__Material provided__.
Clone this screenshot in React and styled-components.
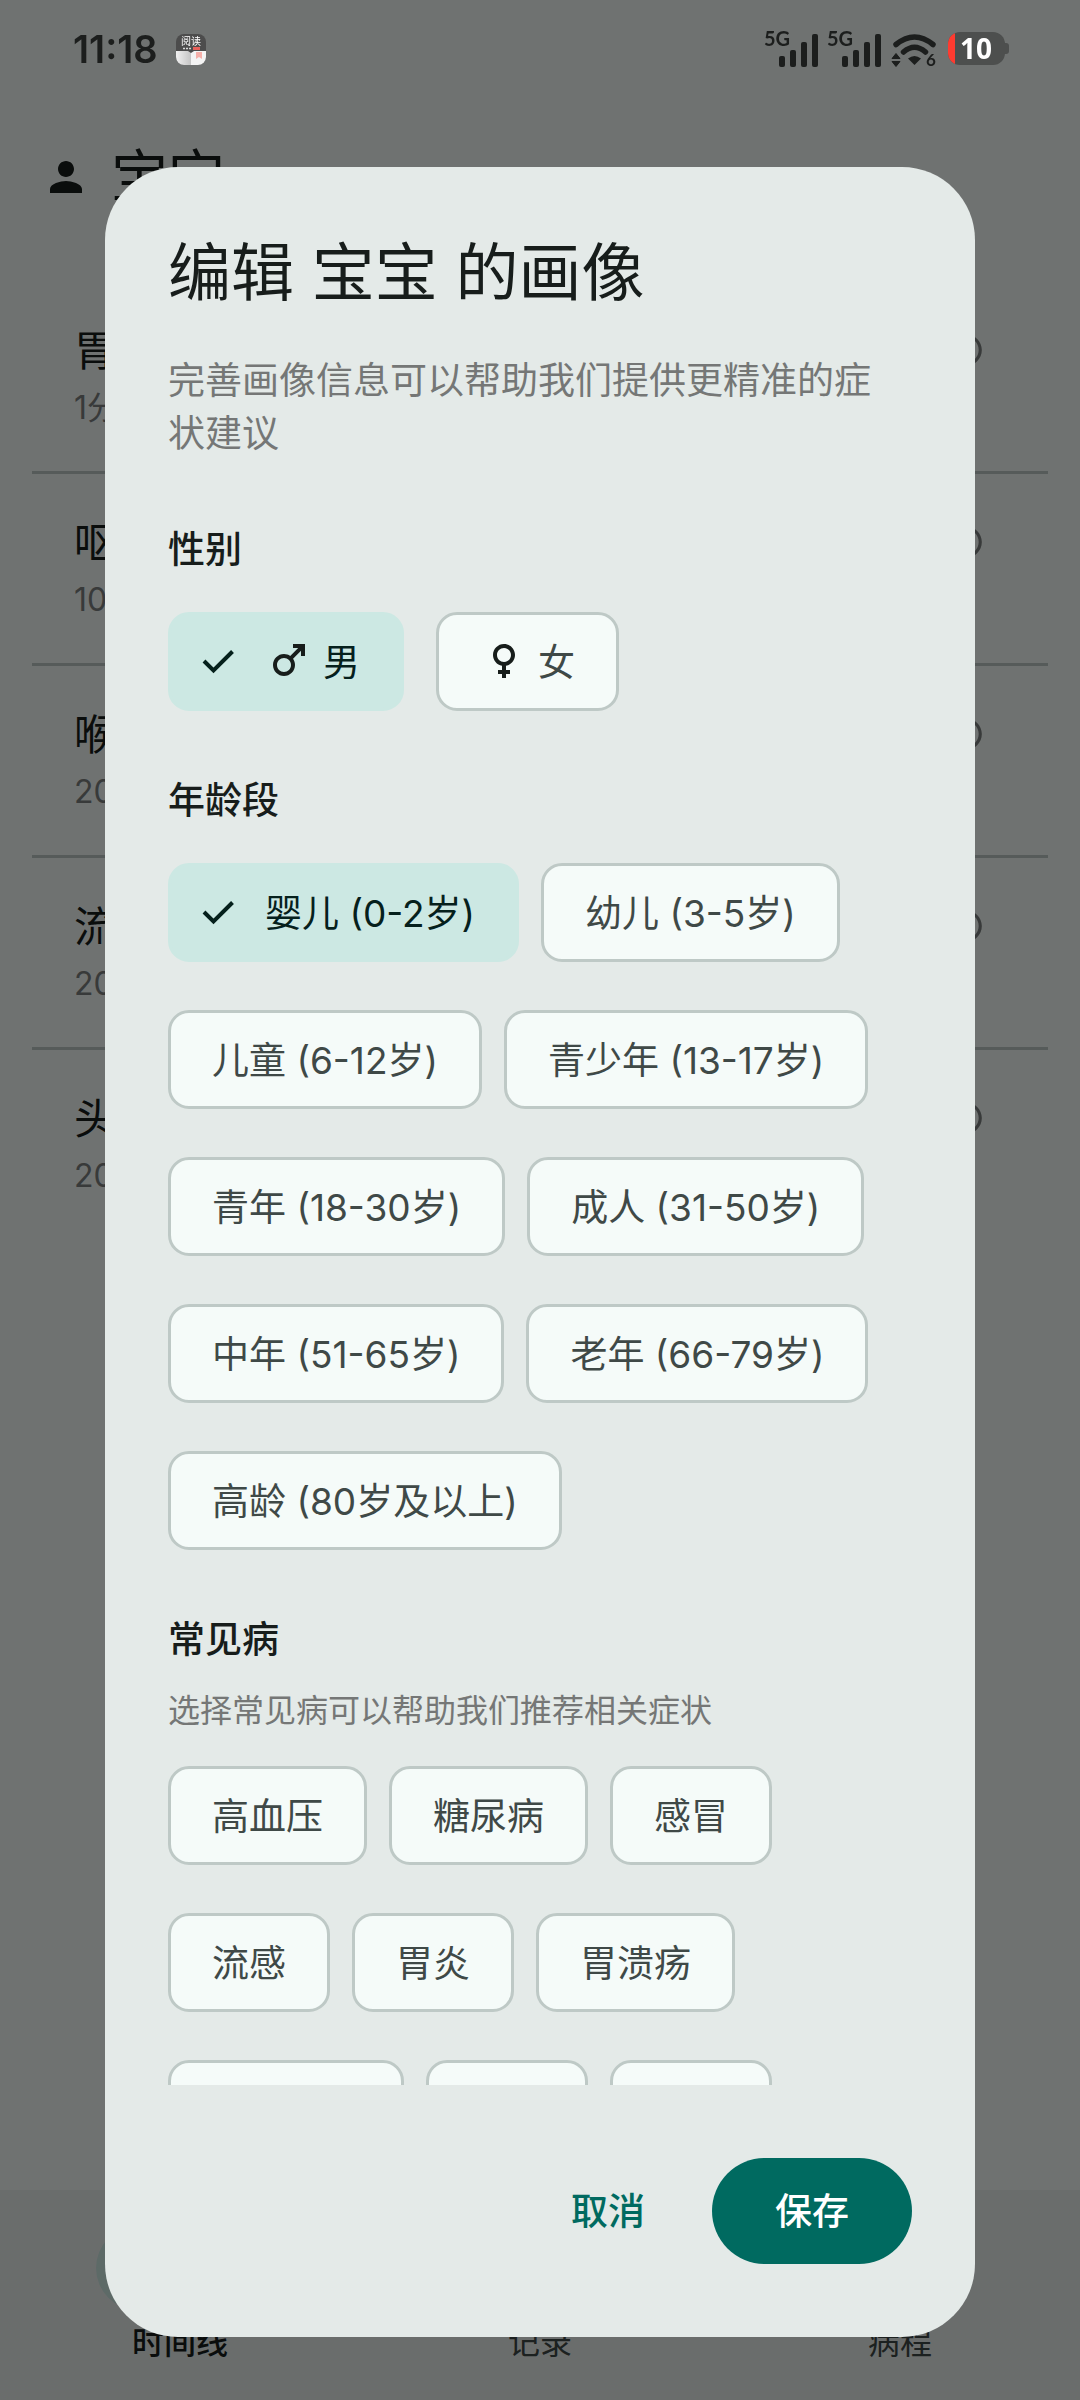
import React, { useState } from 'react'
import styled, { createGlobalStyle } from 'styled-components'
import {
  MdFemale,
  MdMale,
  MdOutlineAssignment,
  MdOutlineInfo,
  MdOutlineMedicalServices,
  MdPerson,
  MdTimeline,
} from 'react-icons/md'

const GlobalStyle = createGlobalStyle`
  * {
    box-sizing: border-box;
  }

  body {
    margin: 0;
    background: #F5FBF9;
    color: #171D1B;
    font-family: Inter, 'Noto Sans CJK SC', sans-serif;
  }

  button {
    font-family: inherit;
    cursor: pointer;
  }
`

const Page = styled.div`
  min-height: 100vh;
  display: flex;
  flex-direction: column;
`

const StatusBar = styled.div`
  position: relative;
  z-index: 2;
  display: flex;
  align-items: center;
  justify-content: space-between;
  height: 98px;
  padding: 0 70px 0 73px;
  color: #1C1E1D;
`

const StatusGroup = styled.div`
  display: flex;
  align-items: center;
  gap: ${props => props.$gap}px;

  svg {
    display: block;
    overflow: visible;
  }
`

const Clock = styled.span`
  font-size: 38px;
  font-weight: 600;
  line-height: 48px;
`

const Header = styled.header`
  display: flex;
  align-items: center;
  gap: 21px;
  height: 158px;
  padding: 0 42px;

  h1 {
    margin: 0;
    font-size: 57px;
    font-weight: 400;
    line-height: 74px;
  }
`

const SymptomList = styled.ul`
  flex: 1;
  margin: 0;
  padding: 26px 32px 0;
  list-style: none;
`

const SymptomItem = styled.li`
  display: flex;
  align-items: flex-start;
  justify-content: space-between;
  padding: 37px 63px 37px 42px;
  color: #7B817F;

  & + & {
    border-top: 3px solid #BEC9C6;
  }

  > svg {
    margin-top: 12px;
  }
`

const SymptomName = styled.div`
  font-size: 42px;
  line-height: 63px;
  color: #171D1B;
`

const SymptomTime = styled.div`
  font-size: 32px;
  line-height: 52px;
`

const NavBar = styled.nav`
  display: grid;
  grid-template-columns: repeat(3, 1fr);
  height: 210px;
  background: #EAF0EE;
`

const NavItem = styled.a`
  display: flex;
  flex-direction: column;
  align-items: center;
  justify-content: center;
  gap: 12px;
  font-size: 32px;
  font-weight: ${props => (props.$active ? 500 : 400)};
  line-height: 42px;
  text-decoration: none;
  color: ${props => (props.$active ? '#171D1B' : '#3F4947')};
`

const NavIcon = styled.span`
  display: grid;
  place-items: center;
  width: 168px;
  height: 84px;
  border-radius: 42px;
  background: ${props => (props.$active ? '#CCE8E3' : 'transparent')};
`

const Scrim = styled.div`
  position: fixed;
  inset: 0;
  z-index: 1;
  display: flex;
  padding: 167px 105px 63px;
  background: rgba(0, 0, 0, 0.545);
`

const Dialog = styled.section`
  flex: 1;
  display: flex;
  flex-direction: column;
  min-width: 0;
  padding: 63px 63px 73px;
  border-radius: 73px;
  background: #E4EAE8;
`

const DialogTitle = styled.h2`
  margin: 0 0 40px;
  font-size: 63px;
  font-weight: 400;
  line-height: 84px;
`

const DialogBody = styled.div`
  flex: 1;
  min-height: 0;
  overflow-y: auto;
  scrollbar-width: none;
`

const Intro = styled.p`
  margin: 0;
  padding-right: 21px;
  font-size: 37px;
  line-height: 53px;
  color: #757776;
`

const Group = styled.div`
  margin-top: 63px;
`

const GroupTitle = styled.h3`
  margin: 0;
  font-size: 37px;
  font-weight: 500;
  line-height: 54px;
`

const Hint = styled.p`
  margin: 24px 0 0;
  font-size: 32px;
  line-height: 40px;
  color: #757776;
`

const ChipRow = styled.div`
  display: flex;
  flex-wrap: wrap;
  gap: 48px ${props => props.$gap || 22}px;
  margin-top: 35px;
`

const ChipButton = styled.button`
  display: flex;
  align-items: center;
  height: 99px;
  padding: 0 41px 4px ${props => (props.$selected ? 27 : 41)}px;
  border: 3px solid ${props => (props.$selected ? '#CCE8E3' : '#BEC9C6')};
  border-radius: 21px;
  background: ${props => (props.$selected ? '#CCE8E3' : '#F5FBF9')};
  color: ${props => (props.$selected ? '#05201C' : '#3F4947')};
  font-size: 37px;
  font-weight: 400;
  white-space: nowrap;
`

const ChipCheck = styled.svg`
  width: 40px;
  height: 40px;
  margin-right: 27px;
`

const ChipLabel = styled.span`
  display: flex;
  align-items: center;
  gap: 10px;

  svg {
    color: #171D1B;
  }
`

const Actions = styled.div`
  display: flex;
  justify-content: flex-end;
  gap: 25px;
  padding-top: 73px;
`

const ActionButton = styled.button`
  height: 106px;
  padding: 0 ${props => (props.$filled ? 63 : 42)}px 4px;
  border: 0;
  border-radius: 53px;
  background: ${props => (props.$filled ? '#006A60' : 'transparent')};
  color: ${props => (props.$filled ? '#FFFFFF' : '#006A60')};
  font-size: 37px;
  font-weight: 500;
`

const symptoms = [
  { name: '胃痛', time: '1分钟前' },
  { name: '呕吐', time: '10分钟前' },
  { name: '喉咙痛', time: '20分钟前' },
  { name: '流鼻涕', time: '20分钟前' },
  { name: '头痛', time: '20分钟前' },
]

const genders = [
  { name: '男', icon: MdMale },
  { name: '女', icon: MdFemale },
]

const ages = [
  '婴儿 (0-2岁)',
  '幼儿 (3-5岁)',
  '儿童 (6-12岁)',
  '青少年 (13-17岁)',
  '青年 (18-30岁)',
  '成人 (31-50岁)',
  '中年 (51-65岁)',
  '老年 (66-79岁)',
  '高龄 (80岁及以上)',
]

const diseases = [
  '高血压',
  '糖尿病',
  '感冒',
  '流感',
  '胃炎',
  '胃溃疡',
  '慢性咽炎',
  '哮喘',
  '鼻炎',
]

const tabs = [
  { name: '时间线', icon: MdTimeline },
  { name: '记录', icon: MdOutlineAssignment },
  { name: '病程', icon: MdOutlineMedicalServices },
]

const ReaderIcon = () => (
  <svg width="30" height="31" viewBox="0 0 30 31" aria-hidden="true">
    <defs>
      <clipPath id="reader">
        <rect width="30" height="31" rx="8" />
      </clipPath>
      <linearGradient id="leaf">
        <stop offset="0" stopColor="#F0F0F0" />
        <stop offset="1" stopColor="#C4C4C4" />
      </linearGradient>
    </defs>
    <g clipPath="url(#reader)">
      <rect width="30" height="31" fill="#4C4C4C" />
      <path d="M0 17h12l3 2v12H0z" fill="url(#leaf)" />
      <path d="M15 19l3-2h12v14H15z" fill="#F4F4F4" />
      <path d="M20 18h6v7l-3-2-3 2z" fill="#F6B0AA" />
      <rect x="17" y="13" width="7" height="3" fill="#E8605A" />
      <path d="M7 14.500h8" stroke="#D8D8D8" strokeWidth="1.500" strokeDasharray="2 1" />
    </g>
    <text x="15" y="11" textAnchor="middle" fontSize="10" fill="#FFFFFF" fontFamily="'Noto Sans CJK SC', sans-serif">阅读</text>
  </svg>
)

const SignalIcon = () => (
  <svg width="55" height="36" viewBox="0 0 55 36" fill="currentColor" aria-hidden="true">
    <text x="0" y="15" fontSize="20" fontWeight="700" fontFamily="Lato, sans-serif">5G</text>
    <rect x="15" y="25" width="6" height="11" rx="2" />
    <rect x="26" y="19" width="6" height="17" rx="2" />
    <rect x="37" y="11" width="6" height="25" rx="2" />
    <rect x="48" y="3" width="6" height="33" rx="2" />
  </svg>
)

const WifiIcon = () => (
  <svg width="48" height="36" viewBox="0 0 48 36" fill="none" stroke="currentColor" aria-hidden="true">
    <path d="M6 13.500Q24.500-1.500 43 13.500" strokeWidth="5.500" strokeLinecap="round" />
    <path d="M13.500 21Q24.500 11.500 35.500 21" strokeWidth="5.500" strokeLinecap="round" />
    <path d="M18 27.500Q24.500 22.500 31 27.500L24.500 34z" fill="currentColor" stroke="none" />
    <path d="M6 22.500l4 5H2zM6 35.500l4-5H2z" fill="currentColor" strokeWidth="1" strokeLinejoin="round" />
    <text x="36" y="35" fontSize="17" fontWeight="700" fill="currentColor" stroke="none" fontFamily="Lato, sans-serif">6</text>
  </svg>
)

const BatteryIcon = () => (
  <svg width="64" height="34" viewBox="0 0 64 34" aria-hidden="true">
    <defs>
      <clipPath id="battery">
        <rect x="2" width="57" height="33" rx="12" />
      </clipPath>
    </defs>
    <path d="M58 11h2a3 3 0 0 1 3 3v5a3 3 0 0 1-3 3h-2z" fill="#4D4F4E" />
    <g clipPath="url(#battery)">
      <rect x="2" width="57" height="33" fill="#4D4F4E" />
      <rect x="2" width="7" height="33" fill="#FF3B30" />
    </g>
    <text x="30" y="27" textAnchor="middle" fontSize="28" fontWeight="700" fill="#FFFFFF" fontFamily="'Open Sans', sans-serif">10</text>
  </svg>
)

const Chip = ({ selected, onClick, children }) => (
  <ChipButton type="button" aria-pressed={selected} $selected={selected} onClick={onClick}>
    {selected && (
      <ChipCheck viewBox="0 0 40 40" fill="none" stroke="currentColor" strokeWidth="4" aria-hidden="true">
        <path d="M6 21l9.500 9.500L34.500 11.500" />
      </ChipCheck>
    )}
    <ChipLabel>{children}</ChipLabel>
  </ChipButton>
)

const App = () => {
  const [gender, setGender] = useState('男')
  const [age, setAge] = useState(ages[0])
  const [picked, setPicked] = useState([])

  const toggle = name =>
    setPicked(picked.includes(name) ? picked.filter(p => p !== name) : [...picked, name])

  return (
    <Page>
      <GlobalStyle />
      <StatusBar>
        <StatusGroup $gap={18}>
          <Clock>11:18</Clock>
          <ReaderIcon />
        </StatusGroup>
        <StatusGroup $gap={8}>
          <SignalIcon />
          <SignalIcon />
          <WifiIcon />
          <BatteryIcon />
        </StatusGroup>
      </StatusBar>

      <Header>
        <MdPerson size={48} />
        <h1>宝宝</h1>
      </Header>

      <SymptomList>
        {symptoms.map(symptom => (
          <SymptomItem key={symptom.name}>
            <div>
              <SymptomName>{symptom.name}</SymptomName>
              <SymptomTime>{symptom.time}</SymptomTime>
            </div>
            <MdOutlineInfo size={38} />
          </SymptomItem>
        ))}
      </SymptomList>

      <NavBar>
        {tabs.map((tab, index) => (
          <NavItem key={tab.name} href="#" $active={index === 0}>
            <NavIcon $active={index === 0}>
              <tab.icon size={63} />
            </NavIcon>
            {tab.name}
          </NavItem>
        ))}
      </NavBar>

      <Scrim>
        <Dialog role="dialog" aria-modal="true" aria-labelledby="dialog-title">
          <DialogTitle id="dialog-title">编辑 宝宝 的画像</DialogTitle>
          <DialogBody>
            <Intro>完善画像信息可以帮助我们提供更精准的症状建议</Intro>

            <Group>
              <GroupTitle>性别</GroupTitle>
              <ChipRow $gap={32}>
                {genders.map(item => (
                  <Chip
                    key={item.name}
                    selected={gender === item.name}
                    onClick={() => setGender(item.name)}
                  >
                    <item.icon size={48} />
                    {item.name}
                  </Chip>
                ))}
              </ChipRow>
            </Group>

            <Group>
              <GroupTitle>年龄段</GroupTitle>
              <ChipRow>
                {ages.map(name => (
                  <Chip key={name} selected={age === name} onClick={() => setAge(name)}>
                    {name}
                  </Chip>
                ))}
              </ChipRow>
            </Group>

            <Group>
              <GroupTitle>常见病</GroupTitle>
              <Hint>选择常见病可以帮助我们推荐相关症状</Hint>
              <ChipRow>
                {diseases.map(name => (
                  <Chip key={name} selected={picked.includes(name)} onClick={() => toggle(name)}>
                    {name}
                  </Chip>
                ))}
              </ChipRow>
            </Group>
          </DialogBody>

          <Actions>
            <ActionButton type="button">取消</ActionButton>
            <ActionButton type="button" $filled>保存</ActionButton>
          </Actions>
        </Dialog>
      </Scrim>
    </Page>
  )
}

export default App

__Given exercise__. For each line of the listing that holds the word "components", show that line.

__The result__.
Clone this screenshot in React and styled-components.
import styled, { createGlobalStyle } from 'styled-components'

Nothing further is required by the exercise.